Morning Coffee with Joe Mimran, Joe Fresh's Mastermind

One-on-one with a few of our favourite designers set to show at Toronto Fashion Week. Over a cup of coffee, Emily Ramshaw, Assistant Fashion News Editor, will find out what we can expect from their Fall 2013 collections, why they love working in the Canadian fashion industry, and the unique influences in each of their designs. Check back daily!

Monday, March 18: Kimberley Newport-Mimran, President and Head Designer of Pink Tartan
Tuesday, March 19: Sid Neigum
Wednesday, March 20: Joe Mimran, Creative Director of Joe Fresh
Thursday, March 21: Sunny Fong, Creative Director of Vawk
Friday, March 22: An inside look at Toronto Fashion Week Fall 2013

Joe Mimran and Emily Ramshaw at Joe Fresh HQ

Joe Mimran and Emily Ramshaw at Joe Fresh HQ

Emily Ramshaw: Can you give us a little preview without revealing too much about your Fall 2013 collection?
Joe Mimran: Very inspired by Malcolm McLaren from the early 90s, and the whole Paris street tough looks. I think you’re going to see something quite different from Joe Fresh.

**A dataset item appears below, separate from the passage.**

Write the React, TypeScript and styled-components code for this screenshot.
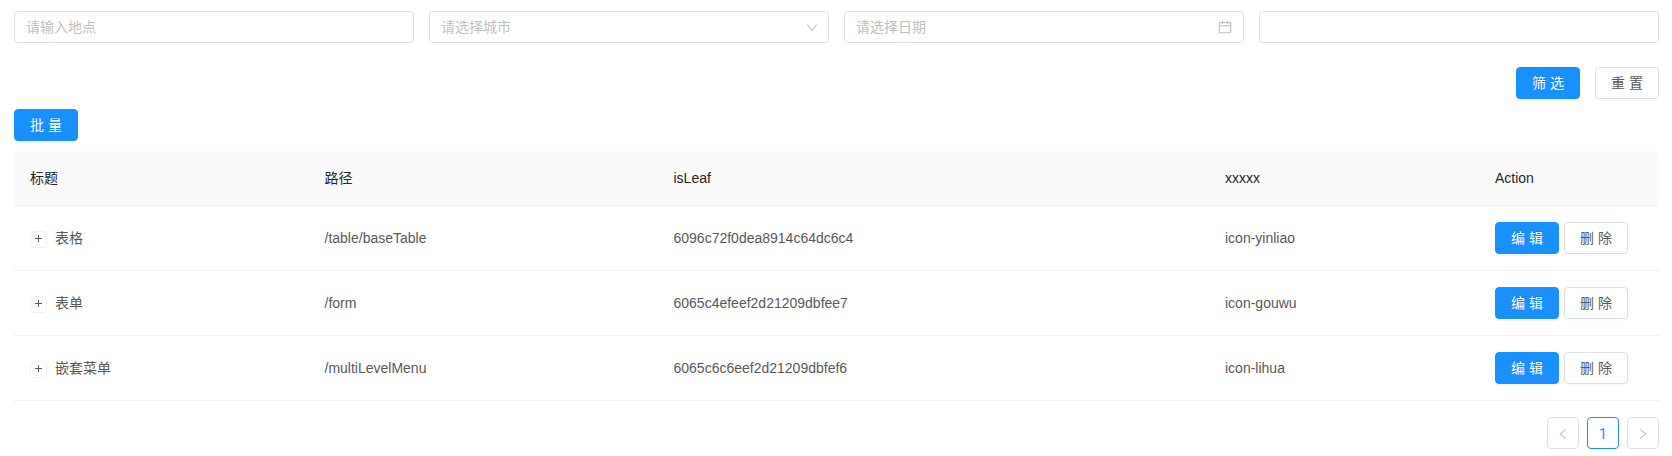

ER: Why is it important for you and Joe Fresh to present at Toronto Fashion Week, especially as a mass retailer?
JM: The way we’ve always looked at ourselves has always been as a brand. And the fashion brand needs to continuously express itself in certain ways, and for our price point, I thought it would be very unusual to do runway. It has morphed over the years as just a presentation to a very important show. I think an important show here in Toronto, it keeps you on your games, it keeps you thinking about it. I think runway is a whole other discipline, it’s another part of the industry, another part of what you do in fashion. You have to think about it very carefully, like you do your ads and your merchandising, and everything else.

ER: I guess the big news now is that you’re expanding so quickly now with J.C. Penney, can you tell us what that experience has been like?
JM: My soundbite now is that I’m moving from the frozen food section to 5th Avenue, and it’s been a circuitous route for the brand. I think that’s why we want to keep it continuously interesting. We went to 5th Avenue and opened a few stores in New York and then we were approached by J.C. Penney to go into their stores. It’s getting a lot of news, some good news, some bad news, and we seem to be in the centre of all the news, which again, seems surprising and challenging. It’s a bit about what we’re like as a brand. We’re willing to take risks, we’re willing to take chances, nothing comes from playing it safe in the fashion game, and we continue to be aggressive.

ER: I know you started in business, why did you decide to take the jump into the creative side?
JM: I’ve always been interested in the creative, the business degree came after my arts degree. So I took fine arts, and Japanese cinema and sociology and all of those fun things, and I had to go get a business degree after that. But I started early in life loving art, and this was the perfect fusion of being able to do something in commerce that also encompass the art and creative world.

ER: I think of you and Kim as the ultimate fashion power couple, do you guys work together a lot on your company?
JM: She’s an amazing muse to have in the house, I get to see all the latest handbag and shoe trends, which is very helpful. She is one of the hardest working people I know and loves what she does, so I think it automatically gives you great connection and relationship because you appreciate so much what the other has to go through with schedules and all of that. There’s no question that we influence each other.

ER: Do you have any advice for anyone that wants to enter the industry as a fashion designer?
JM: You better love what you do, you better work really super hard, make sure you have a point of view, and make sure your point of view has some relevance to the market place or you’ll never get to express it.